The September 1946 issue of Sparkling Stars included a Statement of Ownership that identified the publisher as Holyoke Publishing Company of Holyoke, MA, the owner was "Miss Mary E. Gallagher," the company president was Sidney R. Cook, and the treasurer was Sherman Bowles, all three of whom were located at 32 Cypress Street in Springfield. Distribution was handled by Kable News Corporation, which was owned by Warren A. Angel and Samuel J. Campbell. The editor was Philip Steinberg at 1475 Broadway in NYC.

Selig Philip Steinberg was born February 12, 1898 in Russia. He came to America with his family in 1909 and lived in Plymouth, MA. In 1918 he served in Army during the Great War. In 1920 he graduated with a bachelor of science degree from Harvard. He worked as a reporter for The Greenwich Connecticut Press, and in 1925 he became a financial editor for The Springfield Republican, despite Sherman Bowles' stated aversion to hiring Harvard graduates. In 1929 Philip Steinberg became a financial writer for The Wall Street Journal. During the 1930s he ran an investment advisory service at 30 Broad Street, and was registered with the U.S. Securities and Exchange Commission. In 1942, during WWII he served in the Army Engineers at Camp Myles Standish. In January of 1943 he was hired as an editor at the Holyoke Publishing Company. That same year he married Dorothy Mann in NYC.

On October 21, 1946, The Pittsfield Massachusetts Eagle reported "Sherman Bowles' Secretary Buys $6,000,000 Building. Springfield Publisher's Employee To Take Over 33-Story Wall Street Structure." Mary E. Gallagher, acting as a proxy for Sherman Bowles, bought one of the largest skyscrapers on Wall Street as an investment for the Valley Trust Company of Springfield, MA, and Hartford, CT.

The December 1947 issue of Sparkling Stars #30 also included a Statement of Ownership that again listed the publisher as Holyoke Publishing Company of Holyoke, MA. The owner was Mary E. Gallagher, the company president was Sidney R. Cook, and the treasurer was Sherman Bowles.

On August 27, 1949 the Holyoke Publishing Company acquired the magazine Open Road For Boys, with a monthly circulation of 400,000. One year later Holyoke Publishing also acquired Outdoorsman Magazine, and later formed American Boy - Open Road, all of which were edited by Philip Steinberg at 1475 Broadway in NYC.

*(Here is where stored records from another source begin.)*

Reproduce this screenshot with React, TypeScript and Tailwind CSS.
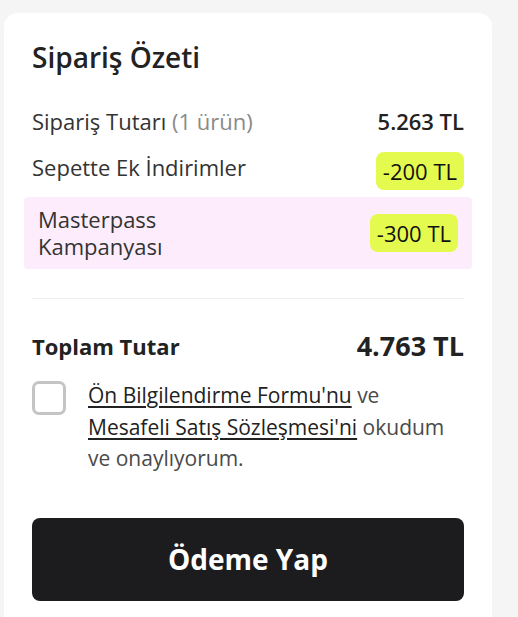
export default function App() {
  return (
    <div
      className="min-h-[617px] bg-[#f5f5f5] pt-[13px] pl-[4px]"
      style={{ fontFamily: '"Open Sans", "Noto Sans", sans-serif' }}
    >
      <div className="w-[488px] h-[620px] rounded-t-[14px] bg-white px-[28px] pt-[26px]">
        <h2 className="text-[28px] font-semibold leading-[36px] text-[#222]">Sipariş Özeti</h2>

        <div className="mt-[31px] flex items-center justify-between h-[30px]">
          <span className="text-[22px] text-[#333]">
            Sipariş Tutarı <span className="text-[#8a8a8a]">(1 ürün)</span>
          </span>
          <span className="text-[22px] font-semibold text-[#222]">5.263 TL</span>
        </div>

        <div className="mt-[16px] flex items-start justify-between">
          <span className="text-[22px] text-[#333] leading-[30px]">Sepette Ek İndirimler</span>
          <span className="rounded-[8px] bg-[#e4fa4e] px-[7px] py-[4px] text-[22px] font-medium leading-[30px] text-[#111]">
            -200 TL
          </span>
        </div>

        <div className="mt-[7px] -mx-[8px] flex items-center justify-between rounded-[4px] bg-[#fdedfc] pl-[14px] pr-[14px] py-[9px]">
          <span className="text-[22px] leading-[27px] text-[#333]">
            Masterpass
            <br />
            Kampanyası
          </span>
          <span className="rounded-[8px] bg-[#e4fa4e] px-[7px] py-[4px] text-[22px] font-medium leading-[30px] text-[#111]">
            -300 TL
          </span>
        </div>

        <div className="mt-[29px] h-px bg-[#efefef]" />

        <div className="mt-[29px] flex items-center justify-between h-[36px]">
          <span className="text-[22px] font-bold text-[#222]">Toplam Tutar</span>
          <span className="text-[27px] font-bold text-[#222]">4.763 TL</span>
        </div>

        <div className="mt-[17px] flex items-start gap-[22px]">
          <div className="h-[34px] w-[34px] shrink-0 rounded-[7px] border-[3px] border-[#c4c4c4] bg-white" />
          <p className="text-[21px] leading-[31.5px] text-[#4a4a4a] -mt-[1px]">
            <span className="underline decoration-[1.5px] underline-offset-[3px] text-[#222]">Ön Bilgilendirme Formu'nu</span> ve{' '}
            <span className="underline decoration-[1.5px] underline-offset-[3px] text-[#222]">Mesafeli Satış Sözleşmesi'ni</span> okudum ve
            onaylıyorum.
          </p>
        </div>

        <button className="mt-[43px] flex h-[83px] w-full items-center justify-center rounded-[8px] bg-[#1c1c1e] text-[28px] font-bold text-white">
          Ödeme Yap
        </button>
      </div>
    </div>
  )
}
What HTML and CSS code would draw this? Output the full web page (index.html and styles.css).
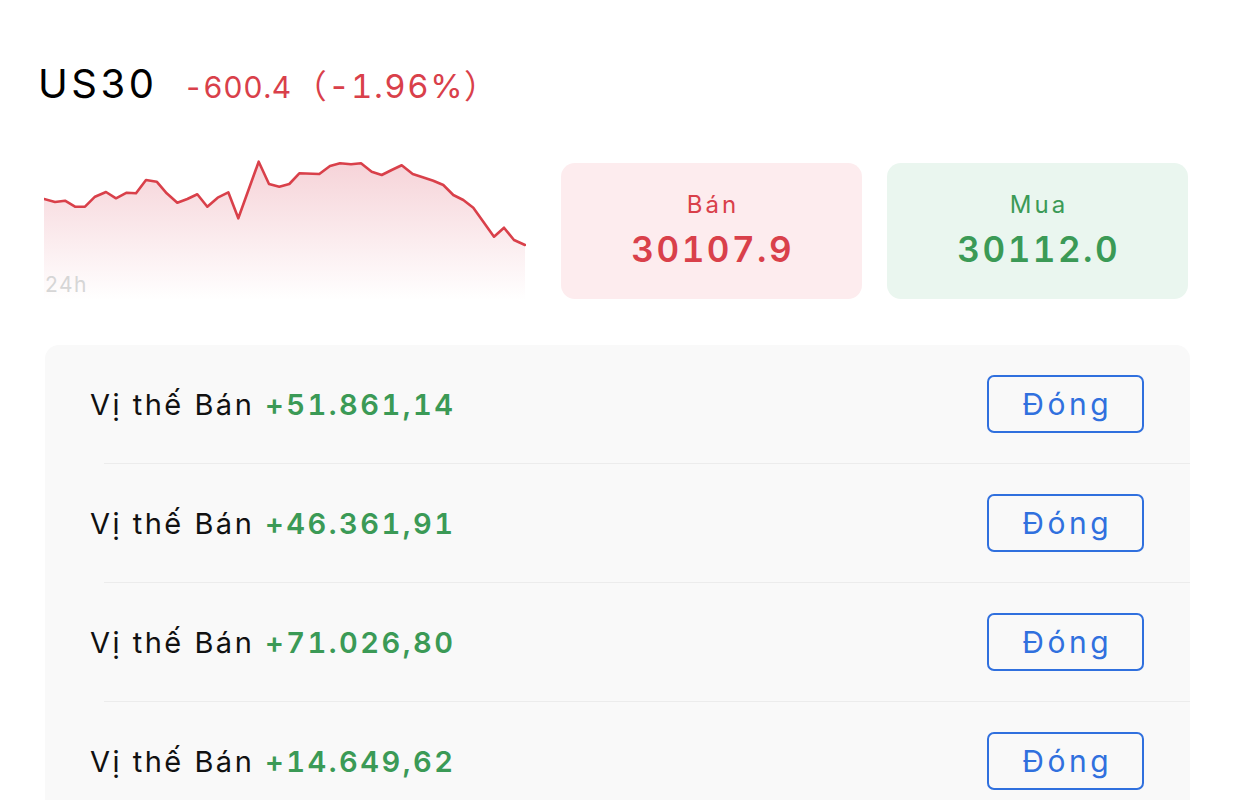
FILE: index.html
```html
<!DOCTYPE html>
<html lang="vi">
<head>
<meta charset="utf-8">
<title>US30</title>
<link rel="stylesheet" href="styles.css">
</head>
<body>
<div class="page">
  <header class="head">
    <span class="sym">US30</span>
    <span class="chg">-600.4</span>
    <span class="pct">（-1.96%）</span>
  </header>

  <section class="quote">
    <div class="chart">
      <svg class="spark" width="482" height="150" viewBox="0 0 482 150">
        <defs>
          <linearGradient id="fade" x1="0" y1="0" x2="0" y2="1">
            <stop offset="0" stop-color="#f6d3d8"/>
            <stop offset="1" stop-color="#ffffff"/>
          </linearGradient>
        </defs>
        <polygon fill="url(#fade)" points="0,49 11,52 21,50.7 31,56.7 41,56.7 51,46.7 62,42 72,48.3 82.7,42.7 92,43.3 102,30 112.7,31.7 122.7,43.3 133.3,52.7 143.3,49 153.3,44.3 163.3,56.7 173.7,47.7 184.3,42.3 194.3,68.3 214.7,11.7 225,34 235.3,36.7 245.3,34 255.3,23.3 275.3,24 286,16 296,13.3 307,14.3 317,13.3 327.7,21.7 337.7,25 347.7,20 357.7,15.3 368.7,24 378.7,27.3 389.3,30.7 399.3,35 409.3,45 419.3,50 429.3,57.7 439.3,71.7 450,86.7 460,77.7 470,90 481,95 481,150 0,150"/>
        <polyline fill="none" stroke="#d9404a" stroke-width="2.6" stroke-linejoin="round" stroke-linecap="round" points="0,49 11,52 21,50.7 31,56.7 41,56.7 51,46.7 62,42 72,48.3 82.7,42.7 92,43.3 102,30 112.7,31.7 122.7,43.3 133.3,52.7 143.3,49 153.3,44.3 163.3,56.7 173.7,47.7 184.3,42.3 194.3,68.3 214.7,11.7 225,34 235.3,36.7 245.3,34 255.3,23.3 275.3,24 286,16 296,13.3 307,14.3 317,13.3 327.7,21.7 337.7,25 347.7,20 357.7,15.3 368.7,24 378.7,27.3 389.3,30.7 399.3,35 409.3,45 419.3,50 429.3,57.7 439.3,71.7 450,86.7 460,77.7 470,90 481,95"/>
      </svg>
      <span class="tf">24h</span>
    </div>
    <div class="price sell">
      <div class="lbl">Bán</div>
      <div class="val">30107.9</div>
    </div>
    <div class="price buy">
      <div class="lbl">Mua</div>
      <div class="val">30112.0</div>
    </div>
  </section>

  <section class="positions">
    <div class="row">
      <div class="pos">Vị thế Bán <span class="pnl">+51.861,14</span></div>
      <button class="close">Đóng</button>
    </div>
    <div class="sep"></div>
    <div class="row">
      <div class="pos">Vị thế Bán <span class="pnl">+46.361,91</span></div>
      <button class="close">Đóng</button>
    </div>
    <div class="sep"></div>
    <div class="row">
      <div class="pos">Vị thế Bán <span class="pnl">+71.026,80</span></div>
      <button class="close">Đóng</button>
    </div>
    <div class="sep"></div>
    <div class="row">
      <div class="pos">Vị thế Bán <span class="pnl">+14.649,62</span></div>
      <button class="close">Đóng</button>
    </div>
  </section>
</div>
</body>
</html>
```

FILE: styles.css
```css
* { box-sizing: border-box; }
html, body {
  margin: 0;
  padding: 0;
  background: #ffffff;
  font-family: Inter, "Noto Sans", "Noto Sans CJK SC", sans-serif;
  color: #000;
  overflow: hidden;
}
.page {
  width: 1233px;
  height: 800px;
  overflow: hidden;
}

/* header */
.head {
  padding: 61px 0 43px 38px;
  height: 150px;
  display: flex;
  align-items: baseline;
  line-height: 46px;
}
.sym {
  font-size: 40px;
  font-weight: 400;
  letter-spacing: 3.5px;
}
.chg {
  margin-left: 26px;
  font-size: 30px;
  font-variant-numeric: tabular-nums;
  letter-spacing: 0.5px;
  color: #d9404a;
}
.pct {
  margin-left: 2px;
  font-family: Inter, "Noto Sans CJK SC", sans-serif;
  font-size: 33px;
  font-variant-numeric: tabular-nums;
  letter-spacing: 1.5px;
  color: #d9404a;
}

/* chart + prices */
.quote {
  display: flex;
  align-items: flex-end;
  padding-left: 44px;
  height: 150px;
}
.chart {
  position: relative;
  width: 482px;
  height: 150px;
  margin-right: 35px;
}
.spark { display: block; }
.tf {
  position: absolute;
  left: 1px;
  top: 122px;
  font-size: 21px;
  letter-spacing: 1.5px;
  color: #d6d6d6;
}
.price {
  width: 301px;
  height: 136px;
  border-radius: 14px;
  margin-bottom: 1px;
  display: flex;
  flex-direction: column;
  align-items: center;
  padding-top: 28px;
}
.price + .price { margin-left: 25px; }
.sell { background: #fdecee; color: #d9404a; }
.buy { background: #eaf6ef; color: #3b9a56; }
.lbl {
  font-size: 24px;
  line-height: 28px;
  letter-spacing: 3px;
  padding-left: 3px;
}
.val {
  margin-top: 10px;
  font-size: 35px;
  line-height: 40px;
  font-weight: 600;
  font-variant-numeric: tabular-nums;
  letter-spacing: 2.5px;
  padding-left: 2.5px;
}

/* positions */
.positions {
  margin: 45px 43px 0 45px;
  background: #f9f9f9;
  border-radius: 14px 14px 0 0;
  height: 460px;
}
.row {
  height: 118px;
  display: flex;
  align-items: center;
  justify-content: space-between;
  padding: 0 46px 0 45px;
}
.pos {
  font-size: 29px;
  letter-spacing: 2.5px;
  color: #111;
}
.pnl {
  color: #3b9a56;
  font-weight: 600;
  font-variant-numeric: tabular-nums;
  letter-spacing: 2.5px;
}
.sep {
  height: 1px;
  margin-left: 59px;
  background: #ececec;
}
.close {
  width: 157px;
  height: 58px;
  border: 2px solid #3070de;
  border-radius: 7px;
  background: transparent;
  color: #3070de;
  font-family: Inter, "Noto Sans", sans-serif;
  font-size: 30px;
  letter-spacing: 3.5px;
  padding: 0 0 0 3.5px;
  margin-top: -1px;
}
```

By mid-century Sherman Bowles was reputed to be one of the richest men in Massachusetts. Besides his ownership of the tallest building on Wall Street, the tallest building in Springfield, the Holyoke Paper Company, Phelps Publishing Company, and the Atlas Tack Corporation, he also held large interests in the Chicago Great Western Railroad, Thompson's Spa of Boston, Longchamps Restaurant of NYC, Bell Aircraft, and Western Union. He controlled enterprises worth over fifty-million dollars, but his exact worth was never revealed, because he formed the Springfield Republican Daily News Employees' Beneficial Fund and the Springfield Union Employees' Beneficial Fund to conceal the full extent of his personal assets. Each fund was overseen by trustees, such as Mary E. Gallagher and Sidney R. Cook, while Sherman Bowles retained fiscal control as chief financial adviser.

In 1950 James A. Falconer retired as president and treasurer of the Phelps Publishing Company.

On July 20, 1951 according to The New York Times the Myrick Building of Springfield, MA, was sold.

On March 1, 1952 The New York Times reported. "The Phelps Publishing Company, one of the oldest business concerns in Springfield, which prints New England Homestead, The National Grange Monthly, The Catholic Mirror, and other publications, is going out of business. Rising costs are given as the reason for this action."

Two days later, on March 3, 1952, Sherman Bowles died of a heart attack at the age of sixty-one in his NYC apartment at 201 East 47th Street.

On December 12, 1952 James A. Falconer died at the age of seventy-one.

The December 1953 issue of Open Road included a statement of ownership that listed the owners of Holyoke Publishing Company as the "Republican Publishing Company of 32 Cypress Street in Springfield, which is 100% owned by the Republican Company stockholders," who included the Springfield Republican Daily News Employees Beneficial Fund, the Springfield Union Employees' Beneficial Fund, the Estate of Adelaide Bowles, and nine other members of the Bowles family. The company president was listed as Sidney R. Cook and the editor was still Philip Steinberg.

On August 23, 1963 Miss Mary E. Gallagher died at the age of sixty. She left the bulk of her modest estate to the nuns of St. Thomas the Apostle Parish and the Dominican Monastery in West Springfield.

In 1960 the Bowles publishing empire was sold by the widow and children of Sherman Bowles to Samuel Irving Newhouse (1895-1979), a media mogul who headed a national syndicate of newspapers and magazines, as well as radio and television broadcasters.

On September 4, 1986 Philip Steinberg died at the age of eighty-eight.

On August 23, 1987 Sidney R. Cook died at the age of eighty-three.